Friday, September 28, 2018

Fixing Infrastructure Isn't as Simple as Spending Another Trillion Dollars

It isn't easy to add new subway lines or new highways, and so "solutions" don't really exist.
If there's one thing Americans can still agree on, it's that America needs to spend more on infrastructure which is visibly falling apart in many places. This capital investment creates jobs and satisfies everyone's ideological requirements: investment in public infrastructure helps enterprises, local governments and residents.
Unfortunately, it isn't a simple as spending another trillion dollars. Spending money is the easy part; actually fixing what's broken isn't just a matter of spending more money.
The poster child for spending trillions on infrastructure and getting very little value is Japan, which has funneled much of its fiscal stimulus over the past 30 years into vast and largely needless infrastructure projects: bridges and roadways that are lightly used being just one example.
The reason for the this low-value-creation policy is the political power of the construction industry and the convoluted political structure which gives rural areas inordinate political power over public spending. As a result, enormously expensive and utterly needless highways and bridges litter lightly populated rural communities which have become dependent on construction jobs for what little remains of the local economy.
In other words, what's broken in Japan remains broken. Spending more on infrastructure hasn't fixed what's dragging the nation into permanent stagnation.
If you live in any of America's major urban centers (or happen to visit), you know that traffic congestion is now off the scale. From Portland to Las Vegas to Atlanta, traffic jams and crushing commutes are now the norm.
Soaring housing costs have pushed workers farther into the exurbs, lengthening commutes and choking highways constructed for a much smaller populace. The population of the U.S. is now a third of a billion people, and the vast majority of the nation's infrastructure was designed for a much smaller populace, a significant percentage of whom were expected to reside in rural counties.
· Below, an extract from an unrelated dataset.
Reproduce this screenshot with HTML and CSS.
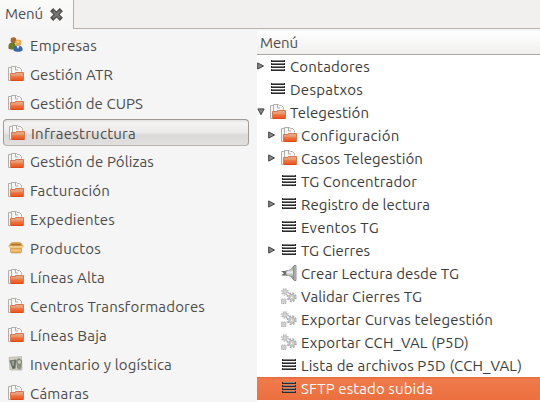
FILE: index.html
```html
<!DOCTYPE html>
<html lang="es">
<head>
<meta charset="utf-8">
<title>Menú</title>
<link rel="stylesheet" href="styles.css">
</head>
<body>
<svg class="defs" width="0" height="0" aria-hidden="true">
  <defs>
    <linearGradient id="orange" x2="0" y2="1"><stop offset="0" stop-color="#e9b08f"/><stop offset=".4" stop-color="#e8946a"/><stop offset=".55" stop-color="#ee713c"/><stop offset="1" stop-color="#ec5420"/></linearGradient>
    <linearGradient id="metal" x2="0" y2="1"><stop offset="0" stop-color="#777"/><stop offset=".45" stop-color="#eee"/><stop offset="1" stop-color="#666"/></linearGradient>
    <symbol id="folder" viewBox="0 0 16 16">
      <path d="M.5 14.500v-13h3v-1h5.500l1 1h1.500l2 2v11z" fill="#f6f6f5"/>
      <path d="M2 14.500H.5v-13h3M3.500 7V.5h5l1 1M7.500 1v3h2.500M9.500 1.500h2l2 2v2" fill="none" stroke="#b0aeab"/>
      <path d="M2.500 14.500V7.500h5V6.500h8v8z" fill="url(#orange)" stroke="#d67850"/>
      <path d="M3 14.500h12" stroke="#dc4a18"/>
    </symbol>
    <symbol id="list" viewBox="0 0 14 12">
      <path d="M0 0h14v2H0zM0 3h14v2H0zM0 6h14v2H0zM0 9h14v2H0z" fill="#2b2b2b"/>
      <path d="M1 .5h12M1 3.500h12M1 6.500h12M1 9.500h12" stroke="#858585" stroke-width="1"/>
    </symbol>
    <symbol id="gear" viewBox="0 0 10 10">
      <circle cx="5" cy="5" r="4" fill="none" stroke="#aaa" stroke-width="1.500" stroke-dasharray="1.800 1.342"/>
      <circle cx="5" cy="5" r="2.700" fill="#ddd" stroke="#b5b5b5" stroke-width="1.200"/>
      <circle cx="5" cy="5" r="1.200" fill="#fff" stroke="#aaa" stroke-width=".6"/>
    </symbol>
    <symbol id="gears" viewBox="0 0 16 16">
      <use href="#gear" x="0" y="0" width="8" height="8"/>
      <use href="#gear" x="5.500" y="4" width="10.500" height="10.500"/>
      <path d="M.5 11h4.500v4.500H.5z" fill="#d0d0d0" stroke="#b2b2b2" stroke-dasharray="1.500 .7"/>
    </symbol>
    <symbol id="horn" viewBox="0 0 16 16">
      <path d="M0 6h4.500l2-1v6l-2-.5H0l3-2.200z" fill="#686868"/>
      <path d="M5 6c4-.5 6-2 7.500-5v14c-1.500-3-3.500-4.500-7.500-5z" fill="url(#metal)" stroke="#888" stroke-width=".7"/>
      <path d="M13 .500h2v15h-2z" fill="#ccc" stroke="#777" stroke-width=".8"/>
    </symbol>
    <symbol id="people" viewBox="0 0 16 16">
      <path d="M.5 11.500c-.5-4 1-6 3.500-6s4 1 4 6c-2 1.300-6 1.300-7.500 0z" fill="#6d7b25"/>
      <circle cx="5.500" cy="3.200" r="2.900" fill="#a56a30"/>
      <path d="M5.500 13.500c0-4 1.500-5 4.500-5s5 1.500 4.500 5c-2 1.700-7 1.700-9 0z" fill="#3b66ad"/>
      <path d="M8.500 9h3l-1.500 3z" fill="#e9eef5"/>
      <circle cx="10.300" cy="5.700" r="3.100" fill="#e9a94a"/><circle cx="10" cy="5" r="1.300" fill="#f6cf87"/>
    </symbol>
    <symbol id="box" viewBox="0 0 16 16">
      <path d="M2.500 3.500l2-1h7l2 1 1.700 3-1.700 1v4.700l-1.500.8h-8l-1.500-.8V7.500L.8 6.500z" fill="#e2a650" stroke="#cf9648" stroke-width=".7"/>
      <path d="M3.500 3.800h9l.8 1.700H2.700z" fill="#ab7836"/>
      <path d="M1 6h14l-1 1.700H2z" fill="#f7d397"/><path d="M3 9.500h10v2H3z" fill="#f1c681"/>
    </symbol>
    <symbol id="stock" viewBox="0 0 16 16">
      <path d="M1 1.500l12.500-1 .5 13.500H2z" fill="#d3d0c4" stroke="#b5b2a5" stroke-width=".7"/>
      <path d="M1.500 4.500l6.500-1-.5 9-3 .5z" fill="#666b60"/><path d="M3.500 5l2.700-.5-.5 5-1.200.2z" fill="#a3a79c"/>
      <path d="M8 4l3-2 3 2.500-.5 7.500-2 2-2.500-2z" fill="#8f9387"/><circle cx="11.300" cy="6" r="2.300" fill="#c8c9c0" stroke="#70746a" stroke-width=".7"/>
    </symbol>
    <symbol id="closed" viewBox="0 0 8 8"><path d="M.7.900L6.500 4 .7 7.100z" fill="#888" stroke="#3f3f3f"/></symbol>
    <symbol id="open" viewBox="0 0 8 8"><path d="M.9.900h6.200L4 6.700z" fill="#888" stroke="#3f3f3f"/></symbol>
  </defs>
</svg>
<header class="tabs">
  <div class="tab"><span class="label" data-width="38">Menú</span>
    <svg class="close" viewBox="0 0 13 13"><path d="M3.200 3.200l6.600 6.600M9.800 3.200l-6.600 6.600" stroke="#4d4c49" stroke-width="4.400" stroke-linecap="square"/><path d="M3 3l7 7M10 3l-7 7" stroke="#777571" stroke-width="2.400"/></svg>
  </div>
  <div class="tab-space"></div>
</header>
<main class="panes">
  <nav class="shortcuts">
    <div class="item"><svg><use href="#people"/></svg><span class="label" data-width="67">Empresas</span></div>
    <div class="item"><svg><use href="#folder"/></svg><span class="label" data-width="83">Gestión ATR</span></div>
    <div class="item"><svg><use href="#folder"/></svg><span class="label" data-width="113">Gestión de CUPS</span></div>
    <div class="item current"><svg><use href="#folder"/></svg><span class="label" data-width="105">Infraestructura</span></div>
    <div class="item"><svg><use href="#folder"/></svg><span class="label" data-width="124">Gestión de Pólizas</span></div>
    <div class="item"><svg><use href="#folder"/></svg><span class="label" data-width="80">Facturación</span></div>
    <div class="item"><svg><use href="#folder"/></svg><span class="label" data-width="85">Expedientes</span></div>
    <div class="item"><svg><use href="#box"/></svg><span class="label" data-width="71">Productos</span></div>
    <div class="item"><svg><use href="#folder"/></svg><span class="label" data-width="75">Líneas Alta</span></div>
    <div class="item"><svg><use href="#folder"/></svg><span class="label" data-width="175">Centros Transformadores</span></div>
    <div class="item"><svg><use href="#folder"/></svg><span class="label" data-width="77">Líneas Baja</span></div>
    <div class="item"><svg><use href="#stock"/></svg><span class="label" data-width="142">Inventario y logística</span></div>
    <div class="item"><svg><use href="#folder"/></svg><span class="label" data-width="59">Cámaras</span></div>
  </nav>
  <section class="tree">
    <div class="tree-head"><span class="label" data-width="38">Menú</span></div>
    <div class="node"><svg class="arrow"><use href="#closed"/></svg><svg class="list"><use href="#list"/></svg><span class="label" data-width="80">Contadores</span></div>
    <div class="node"><i class="arrow"></i><svg class="list"><use href="#list"/></svg><span class="label" data-width="73">Despatxos</span></div>
    <div class="node"><svg class="arrow"><use href="#open"/></svg><svg><use href="#folder"/></svg><span class="label" data-width="79">Telegestión</span></div>
    <div class="node child"><svg class="arrow"><use href="#closed"/></svg><svg><use href="#folder"/></svg><span class="label" data-width="98">Configuración</span></div>
    <div class="node child"><svg class="arrow"><use href="#closed"/></svg><svg><use href="#folder"/></svg><span class="label" data-width="122">Casos Telegestión</span></div>
    <div class="node child"><i class="arrow"></i><svg class="list"><use href="#list"/></svg><span class="label" data-width="116">TG Concentrador</span></div>
    <div class="node child"><svg class="arrow"><use href="#closed"/></svg><svg class="list"><use href="#list"/></svg><span class="label" data-width="129">Registro de lectura</span></div>
    <div class="node child"><i class="arrow"></i><svg class="list"><use href="#list"/></svg><span class="label" data-width="78">Eventos TG</span></div>
    <div class="node child"><svg class="arrow"><use href="#closed"/></svg><svg class="list"><use href="#list"/></svg><span class="label" data-width="69">TG Cierres</span></div>
    <div class="node child"><i class="arrow"></i><svg><use href="#horn"/></svg><span class="label" data-width="158">Crear Lectura desde TG</span></div>
    <div class="node child"><i class="arrow"></i><svg><use href="#gears"/></svg><span class="label" data-width="121">Validar Cierres TG</span></div>
    <div class="node child"><i class="arrow"></i><svg><use href="#gears"/></svg><span class="label" data-width="192">Exportar Curvas telegestión</span></div>
    <div class="node child"><i class="arrow"></i><svg><use href="#gears"/></svg><span class="label" data-width="168">Exportar CCH_VAL (P5D)</span></div>
    <div class="node child"><i class="arrow"></i><svg class="list"><use href="#list"/></svg><span class="label" data-width="221">Lista de archivos P5D (CCH_VAL)</span></div>
    <div class="node child selected"><i class="arrow"></i><svg class="list"><use href="#list"/></svg><span class="label" data-width="132">SFTP estado subida</span></div>
  </section>
</main>
<script src="script.js"></script>
</body>
</html>
```
FILE: styles.css
```css
* { box-sizing: border-box; }
body {
  margin: 0;
  width: 540px;
  height: 402px;
  overflow: hidden;
  display: flex;
  flex-direction: column;
  background: #f5f5f5;
  color: #4c4c4c;
  font: 15px/20px Ubuntu, "Noto Sans", sans-serif;
}
.defs { position: absolute; }
.label { white-space: nowrap; flex: none; }
.tabs { display: flex; height: 29px; flex: none; }
.tab {
  display: flex;
  align-items: center;
  gap: 7px;
  width: 74px;
  padding: 0 0 1px 5px;
  border-right: 1px solid #b3aeaa;
  background: linear-gradient(#fbfbfa, #f5f5f5);
}
.tab .label { width: 38px; }
.close { width: 13px; height: 13px; }
.tab-space { flex: 1; background: #f1f0ef; border-bottom: 1px solid #b7b2ae; }
.panes { display: flex; flex: 1; min-height: 0; }
.shortcuts { width: 257px; padding: 2px 8px 0 3px; flex: none; }
.item {
  display: flex;
  align-items: center;
  gap: 6px;
  height: 29px;
  padding-left: 5px;
}
.item svg, .node svg { width: 16px; height: 16px; flex: none; }
.item svg { margin-bottom: 1px; }
.item.current {
  height: 27px;
  margin: 1px 0;
  padding: 2px 0 0 5px;
  border: 1px solid #a09b96;
  border-bottom-color: #b8b5b1;
  border-radius: 4px;
  background: linear-gradient(#e2e0de, #f5f4f4 12%, #ebe9e8 50%, #dcdad8 60%, #e2e0de);
}
.tree { flex: 1; background: #fff; margin-top: 2px; color: #3c3c3c; }
.tree-head {
  height: 24px;
  padding: 2px 0 0 3px;
  border-bottom: 1px solid #aaa6a2;
  background: linear-gradient(#fff, #f0efee);
  color: #4c4c4c;
}
.node { display: flex; align-items: center; height: 23px; }
.node.child { padding-left: 11px; }
.node .arrow { width: 8px; height: 8px; flex: none; margin-bottom: 1px; }
.node .arrow + svg { margin: 0 4px 1px 5px; }
.node .arrow + .list { width: 14px; height: 12px; margin: 0 5px 1px 6px; }
.node.selected {
  background: linear-gradient(#e9683a, #f07a4b 10%, #ec6f3e);
  color: #fff;
}
```
FILE: script.js
```js
document.querySelectorAll("[data-width]").forEach(function (label) {
  var range = document.createRange();
  range.selectNodeContents(label);
  var natural = range.getBoundingClientRect().width;
  var spacing = (Number(label.dataset.width) - natural) / label.textContent.length;
  label.style.letterSpacing = spacing.toFixed(3) + "px";
});
```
Globalization has depopulated much of rural America: as the rural economy withered, people moved to urban / suburban centers, adding to the millions of new immigrant residents who typically live and work in urban cores.
If you look at charts of infrastructure needs and spending, you get a mixed bag. The heavily publicized chart of underfunded infrastructure based on data from civil engineers (hmm, no self-interest here?) suggests the U.S. has been under-investing, yet other charts show a rather steady level of spending over the decades (as a percentage of GDP) -- see charts below.
While many claim public infrastructure spending has declined sharply, this chart reflects remarkably stable spending.
And let's not forget that state and local government spending has soared far above GDP growth: local governments are spending huge sums on something, and if it isn't infrastructure, then maybe budget priorities need to be revisited.
The problem few are willing to discuss is the impossibility of changing the big picture of congestion. While bulldozing swaths of cities to lay down a new 6-lane freeway was the go-to "solution" to congestion in the 1960s, that has fallen out of favor for a variety of reasons, including the destruction of urban neighborhoods, the inordinately high costs, the legal challenges and the terribly inconvenient reality that the new freeway quickly filled with vehicles, leaving older roadways just as choked.
"Solutions" such as new underground roadways and new subway lines end up costing tens of billions of dollars and take decades to build. It took 24 years after the 1989 Loma Prieta earthquake to complete a new bridge span across part of the San Francisco Bay. Nobody dares speak about it, but a very good argument can be made that America has forgotten how to build large-scale projects in a timely manner, on budget and with a level of quality that doesn't demand immediate repairs.
The congestion isn't just on freeways and highways. Local streets are taking a pounding as everyone seeks alternative routes, and subway systems are overloaded. The S.F. Bay Area's BART regional (heavy-rail) transit system is spending billions of dollars repairing aging tracks and other infrastructure, and buying new cars with more room for standing commuters, reflecting the reality that riding BART is now a cattle-car experience of jostling through crowds most hours of the day and evening.
It isn't easy to add new subway lines or new highways, and so "solutions" don't really exist. This isn't what people want to hear, but when you add millions of residents and vehicles to urban areas, you get congestion that can't be solved by adding a another lane or another subway line in a decade or two.
Meanwhile, in rural America, roads are crumbling, but does it make sense to repave lightly used roads at enormous expense?
These are the discussions we need to have, but instead we're opting for the magical-thinking and oh-so-easy "fix" of everything will be fine if we just spend another trillion or two.